■ Required task
Find every line in the records below that contains the word "page", and copy each such line.

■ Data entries
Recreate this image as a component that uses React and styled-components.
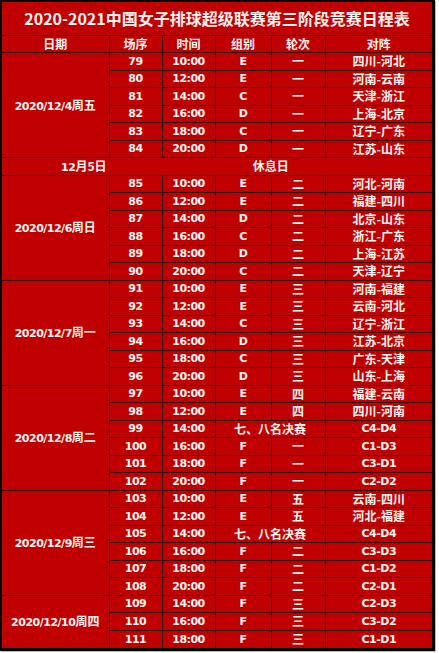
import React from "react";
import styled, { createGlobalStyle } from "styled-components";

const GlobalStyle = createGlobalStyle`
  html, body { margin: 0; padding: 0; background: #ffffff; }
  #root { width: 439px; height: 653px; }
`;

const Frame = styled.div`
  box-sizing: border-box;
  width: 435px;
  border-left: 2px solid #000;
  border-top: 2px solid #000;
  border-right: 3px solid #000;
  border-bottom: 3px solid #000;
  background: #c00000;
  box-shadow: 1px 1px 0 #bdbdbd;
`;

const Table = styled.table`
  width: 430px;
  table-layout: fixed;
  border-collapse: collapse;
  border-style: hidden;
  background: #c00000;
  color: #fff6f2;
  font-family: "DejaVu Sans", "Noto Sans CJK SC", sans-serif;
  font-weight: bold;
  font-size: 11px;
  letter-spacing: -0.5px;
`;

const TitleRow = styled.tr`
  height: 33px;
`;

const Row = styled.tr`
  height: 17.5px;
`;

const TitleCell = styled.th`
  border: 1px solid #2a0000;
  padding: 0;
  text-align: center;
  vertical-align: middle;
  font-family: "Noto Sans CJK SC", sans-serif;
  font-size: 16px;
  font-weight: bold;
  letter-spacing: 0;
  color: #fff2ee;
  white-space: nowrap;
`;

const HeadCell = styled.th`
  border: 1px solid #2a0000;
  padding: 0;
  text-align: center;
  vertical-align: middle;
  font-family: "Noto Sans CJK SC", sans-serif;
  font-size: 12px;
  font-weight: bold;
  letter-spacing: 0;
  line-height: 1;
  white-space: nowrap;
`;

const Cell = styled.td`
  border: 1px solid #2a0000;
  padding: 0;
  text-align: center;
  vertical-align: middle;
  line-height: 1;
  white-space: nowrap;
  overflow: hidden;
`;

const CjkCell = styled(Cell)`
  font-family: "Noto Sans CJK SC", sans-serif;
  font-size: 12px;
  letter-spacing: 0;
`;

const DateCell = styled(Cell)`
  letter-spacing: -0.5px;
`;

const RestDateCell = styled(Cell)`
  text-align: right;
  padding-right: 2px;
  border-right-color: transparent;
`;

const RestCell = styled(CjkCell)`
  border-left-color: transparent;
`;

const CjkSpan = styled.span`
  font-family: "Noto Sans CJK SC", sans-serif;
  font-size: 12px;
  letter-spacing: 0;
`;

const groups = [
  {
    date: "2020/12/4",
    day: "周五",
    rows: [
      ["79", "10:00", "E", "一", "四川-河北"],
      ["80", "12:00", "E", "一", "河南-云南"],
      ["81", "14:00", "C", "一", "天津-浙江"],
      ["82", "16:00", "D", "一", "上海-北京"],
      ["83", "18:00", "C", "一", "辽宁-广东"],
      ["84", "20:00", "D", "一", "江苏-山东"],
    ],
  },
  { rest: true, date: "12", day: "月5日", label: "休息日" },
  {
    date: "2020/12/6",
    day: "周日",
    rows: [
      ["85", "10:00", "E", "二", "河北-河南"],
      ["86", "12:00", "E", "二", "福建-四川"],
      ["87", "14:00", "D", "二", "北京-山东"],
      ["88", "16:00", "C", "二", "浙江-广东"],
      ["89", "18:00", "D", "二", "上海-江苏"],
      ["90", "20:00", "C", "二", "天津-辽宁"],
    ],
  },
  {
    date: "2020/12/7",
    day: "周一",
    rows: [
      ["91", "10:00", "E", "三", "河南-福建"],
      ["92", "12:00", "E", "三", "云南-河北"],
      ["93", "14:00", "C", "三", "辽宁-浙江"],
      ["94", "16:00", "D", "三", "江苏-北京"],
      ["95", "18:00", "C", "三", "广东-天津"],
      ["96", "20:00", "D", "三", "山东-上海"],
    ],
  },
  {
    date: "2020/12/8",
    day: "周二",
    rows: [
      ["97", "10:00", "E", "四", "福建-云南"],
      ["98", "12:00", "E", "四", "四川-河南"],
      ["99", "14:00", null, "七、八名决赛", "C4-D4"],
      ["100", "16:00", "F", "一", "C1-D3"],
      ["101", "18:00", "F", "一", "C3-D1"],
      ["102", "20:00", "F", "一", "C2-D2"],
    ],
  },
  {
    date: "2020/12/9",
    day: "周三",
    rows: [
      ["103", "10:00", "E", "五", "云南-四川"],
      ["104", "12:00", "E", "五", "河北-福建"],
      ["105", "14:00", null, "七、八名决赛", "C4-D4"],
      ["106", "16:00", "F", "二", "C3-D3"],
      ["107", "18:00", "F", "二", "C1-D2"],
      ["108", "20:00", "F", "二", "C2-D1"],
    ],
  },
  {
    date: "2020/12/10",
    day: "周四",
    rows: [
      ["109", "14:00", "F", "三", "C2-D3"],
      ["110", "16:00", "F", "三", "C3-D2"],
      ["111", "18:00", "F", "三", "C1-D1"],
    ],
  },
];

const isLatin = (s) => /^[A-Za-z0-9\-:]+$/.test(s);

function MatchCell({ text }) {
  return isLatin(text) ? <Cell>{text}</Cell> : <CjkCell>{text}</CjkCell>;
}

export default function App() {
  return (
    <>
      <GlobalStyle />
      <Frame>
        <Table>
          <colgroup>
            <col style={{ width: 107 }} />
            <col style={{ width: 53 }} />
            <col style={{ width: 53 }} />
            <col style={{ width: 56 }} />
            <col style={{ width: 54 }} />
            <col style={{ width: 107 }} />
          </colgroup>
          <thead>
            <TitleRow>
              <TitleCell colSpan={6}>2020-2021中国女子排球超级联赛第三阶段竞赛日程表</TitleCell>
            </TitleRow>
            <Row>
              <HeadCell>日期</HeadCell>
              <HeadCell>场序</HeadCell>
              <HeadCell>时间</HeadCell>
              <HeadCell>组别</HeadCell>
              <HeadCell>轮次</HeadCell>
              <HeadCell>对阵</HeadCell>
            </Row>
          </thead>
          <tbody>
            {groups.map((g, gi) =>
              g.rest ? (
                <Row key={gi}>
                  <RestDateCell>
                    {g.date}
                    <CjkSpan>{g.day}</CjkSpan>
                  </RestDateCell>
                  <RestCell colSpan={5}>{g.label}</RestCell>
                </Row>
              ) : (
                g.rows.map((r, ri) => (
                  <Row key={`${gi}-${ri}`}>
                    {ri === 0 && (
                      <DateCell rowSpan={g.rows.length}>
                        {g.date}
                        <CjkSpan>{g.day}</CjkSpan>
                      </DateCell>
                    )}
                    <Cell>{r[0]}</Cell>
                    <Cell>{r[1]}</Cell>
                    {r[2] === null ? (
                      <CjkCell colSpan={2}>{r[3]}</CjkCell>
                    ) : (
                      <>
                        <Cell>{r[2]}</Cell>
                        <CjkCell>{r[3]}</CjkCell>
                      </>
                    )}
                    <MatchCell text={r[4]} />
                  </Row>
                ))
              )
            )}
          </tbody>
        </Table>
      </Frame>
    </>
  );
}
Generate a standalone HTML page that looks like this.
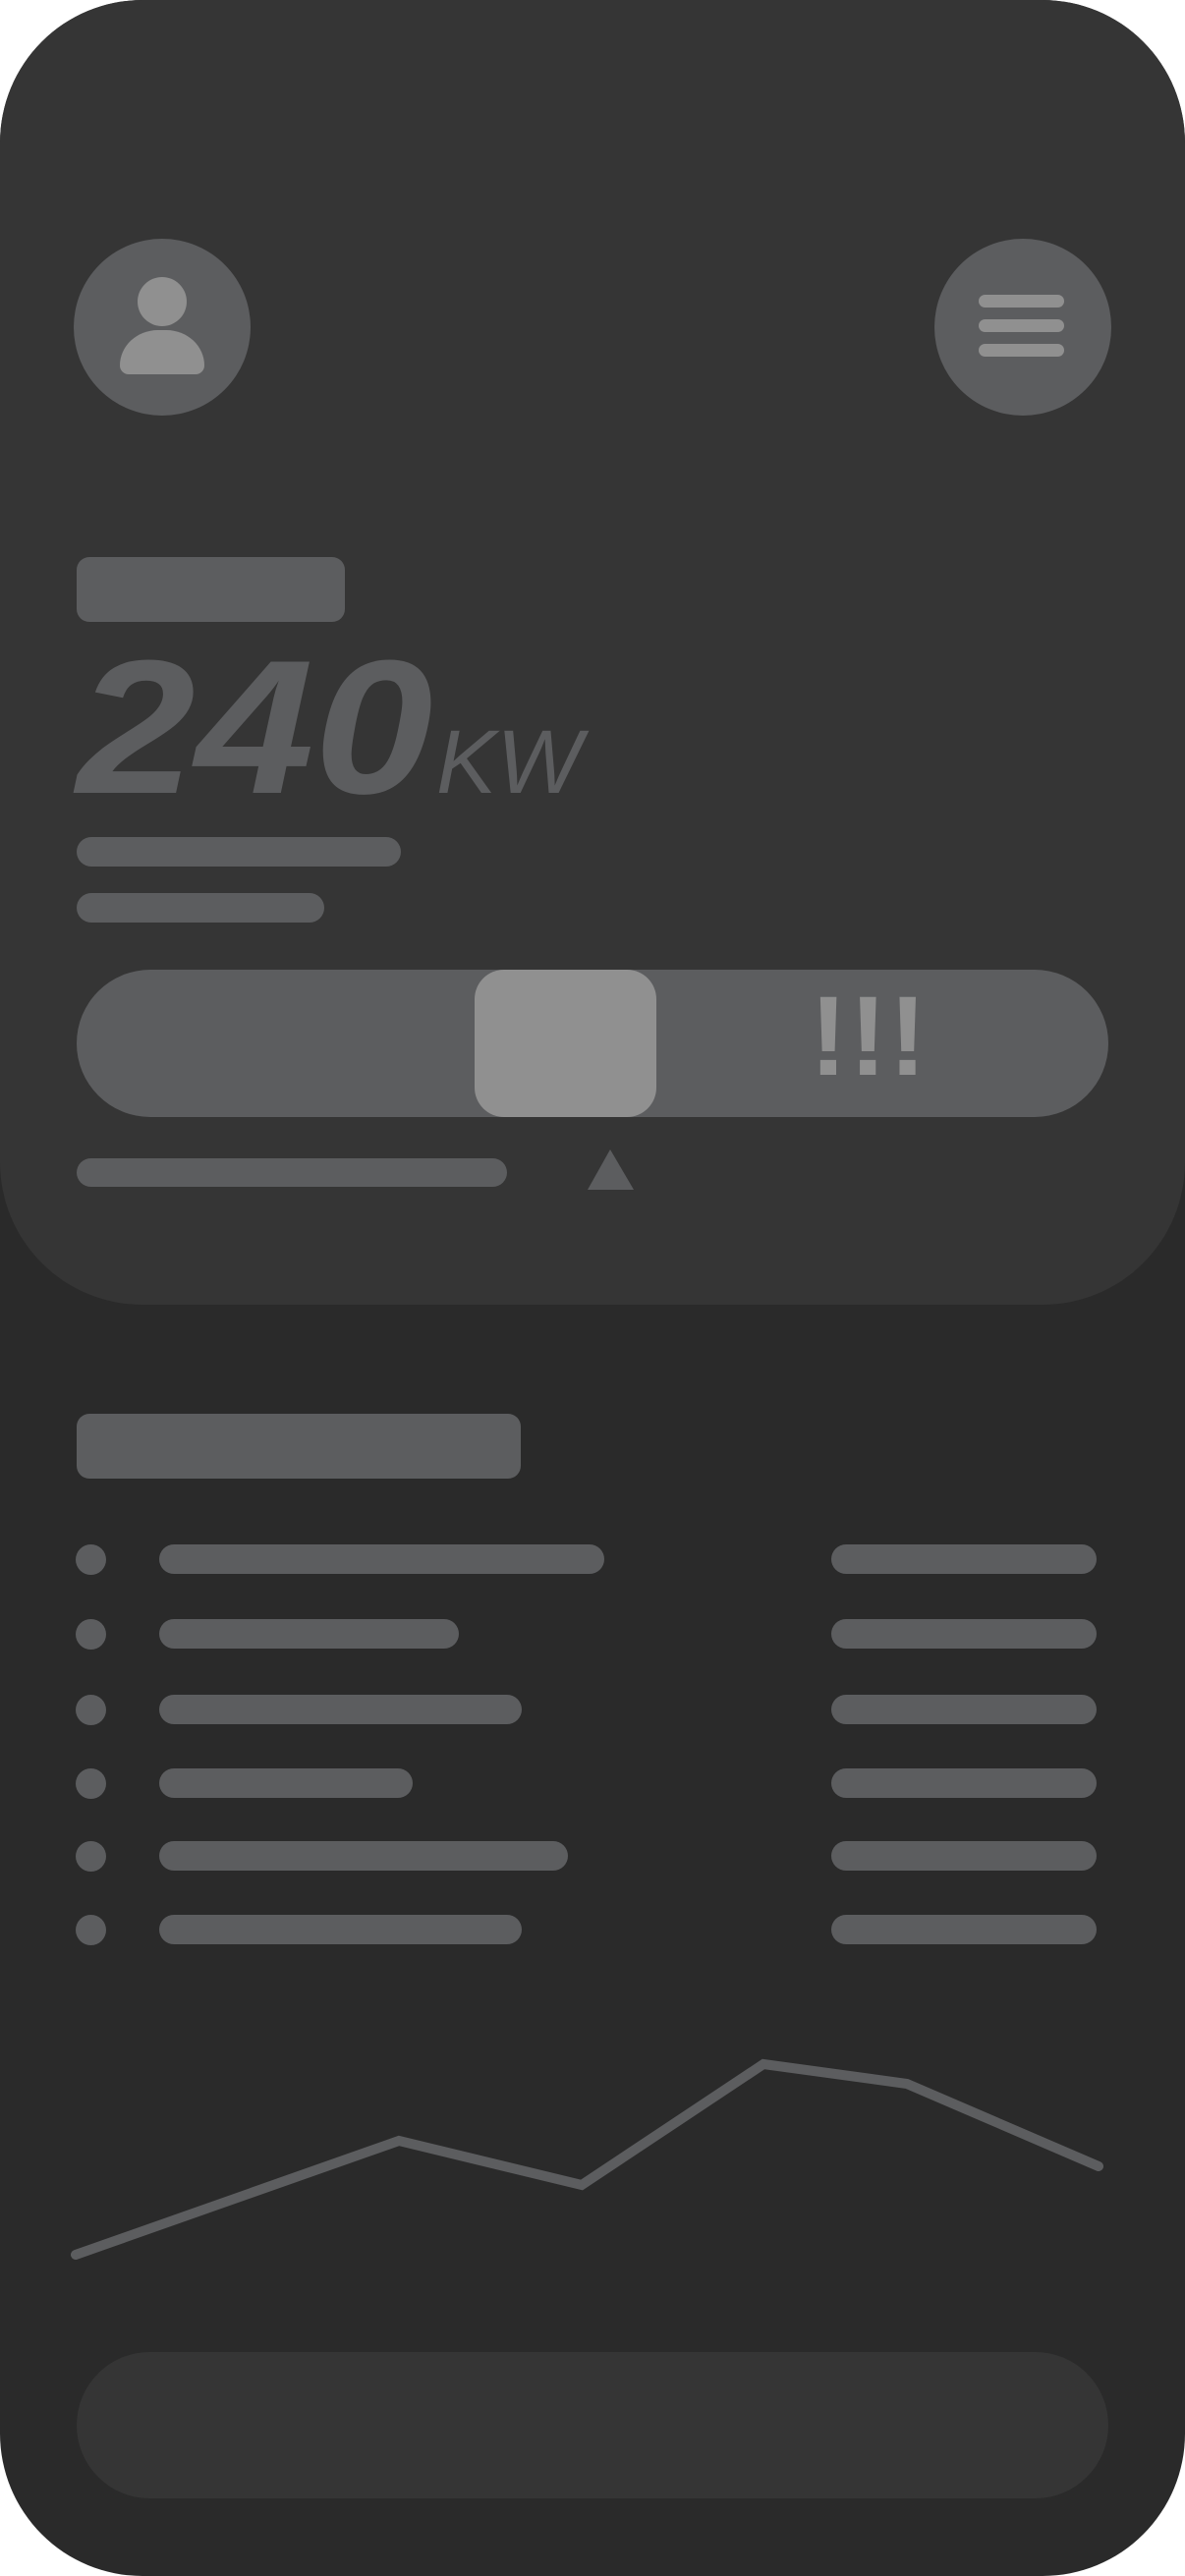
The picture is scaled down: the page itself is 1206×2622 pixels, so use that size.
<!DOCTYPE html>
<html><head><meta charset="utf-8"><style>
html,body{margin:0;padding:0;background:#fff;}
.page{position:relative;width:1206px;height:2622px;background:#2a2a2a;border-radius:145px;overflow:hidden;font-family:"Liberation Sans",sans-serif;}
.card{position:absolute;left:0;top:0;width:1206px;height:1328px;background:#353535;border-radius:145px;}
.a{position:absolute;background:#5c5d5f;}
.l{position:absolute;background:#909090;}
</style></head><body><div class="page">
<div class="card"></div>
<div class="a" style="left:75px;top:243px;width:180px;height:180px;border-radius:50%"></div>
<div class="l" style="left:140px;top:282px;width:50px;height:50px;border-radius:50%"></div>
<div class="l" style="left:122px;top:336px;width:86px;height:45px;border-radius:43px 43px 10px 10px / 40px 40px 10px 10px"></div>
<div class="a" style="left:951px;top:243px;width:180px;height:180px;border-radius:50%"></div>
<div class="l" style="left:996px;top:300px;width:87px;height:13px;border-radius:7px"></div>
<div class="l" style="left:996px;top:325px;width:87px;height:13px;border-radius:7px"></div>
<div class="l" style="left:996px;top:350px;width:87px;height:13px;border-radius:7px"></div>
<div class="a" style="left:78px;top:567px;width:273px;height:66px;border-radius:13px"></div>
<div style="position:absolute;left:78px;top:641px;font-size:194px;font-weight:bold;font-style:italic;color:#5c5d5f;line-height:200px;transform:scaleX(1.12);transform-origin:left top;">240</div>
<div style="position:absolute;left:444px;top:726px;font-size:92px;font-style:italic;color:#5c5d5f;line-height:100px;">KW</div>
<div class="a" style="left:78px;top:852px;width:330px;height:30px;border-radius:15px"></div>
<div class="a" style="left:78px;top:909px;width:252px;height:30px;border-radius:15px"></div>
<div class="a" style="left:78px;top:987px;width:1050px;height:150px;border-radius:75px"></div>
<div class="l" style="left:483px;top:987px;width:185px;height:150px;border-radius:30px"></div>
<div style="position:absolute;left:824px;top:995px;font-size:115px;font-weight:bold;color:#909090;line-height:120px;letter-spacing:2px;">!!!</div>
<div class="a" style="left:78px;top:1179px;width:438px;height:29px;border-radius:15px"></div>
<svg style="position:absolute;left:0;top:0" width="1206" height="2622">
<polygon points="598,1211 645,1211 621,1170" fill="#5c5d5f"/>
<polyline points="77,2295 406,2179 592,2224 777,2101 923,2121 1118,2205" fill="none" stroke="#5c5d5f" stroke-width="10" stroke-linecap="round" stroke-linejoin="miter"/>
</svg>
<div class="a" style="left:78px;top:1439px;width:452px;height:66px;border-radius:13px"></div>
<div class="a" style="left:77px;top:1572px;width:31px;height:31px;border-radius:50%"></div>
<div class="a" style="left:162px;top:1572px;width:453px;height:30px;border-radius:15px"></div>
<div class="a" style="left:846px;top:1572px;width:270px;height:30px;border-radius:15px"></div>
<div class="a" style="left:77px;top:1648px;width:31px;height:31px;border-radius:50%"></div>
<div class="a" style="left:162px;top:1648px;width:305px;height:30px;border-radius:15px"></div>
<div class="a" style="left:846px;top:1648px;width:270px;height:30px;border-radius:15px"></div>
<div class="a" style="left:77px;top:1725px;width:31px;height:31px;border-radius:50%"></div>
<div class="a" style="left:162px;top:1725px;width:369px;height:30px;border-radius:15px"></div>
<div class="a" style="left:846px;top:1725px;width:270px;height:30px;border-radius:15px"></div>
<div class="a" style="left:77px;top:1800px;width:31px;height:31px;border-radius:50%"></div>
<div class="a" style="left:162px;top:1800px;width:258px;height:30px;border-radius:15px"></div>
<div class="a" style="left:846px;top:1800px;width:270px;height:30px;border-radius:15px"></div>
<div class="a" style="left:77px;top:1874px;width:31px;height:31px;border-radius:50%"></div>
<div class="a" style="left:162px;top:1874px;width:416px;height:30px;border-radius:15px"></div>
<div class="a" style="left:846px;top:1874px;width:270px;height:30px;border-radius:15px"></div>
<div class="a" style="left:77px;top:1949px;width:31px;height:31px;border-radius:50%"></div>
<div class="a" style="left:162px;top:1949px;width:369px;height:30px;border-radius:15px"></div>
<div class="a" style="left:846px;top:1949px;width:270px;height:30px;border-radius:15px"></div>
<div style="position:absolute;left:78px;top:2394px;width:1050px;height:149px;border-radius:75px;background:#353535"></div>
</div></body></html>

■ The answer
Generate a standalone HTML page that looks like this.
The picture is scaled down: the page itself is 1206×2622 pixels, so use that size.
.page{position:relative;width:1206px;height:2622px;background:#2a2a2a;border-radius:145px;overflow:hidden;font-family:"Liberation Sans",sans-serif;}
</style></head><body><div class="page">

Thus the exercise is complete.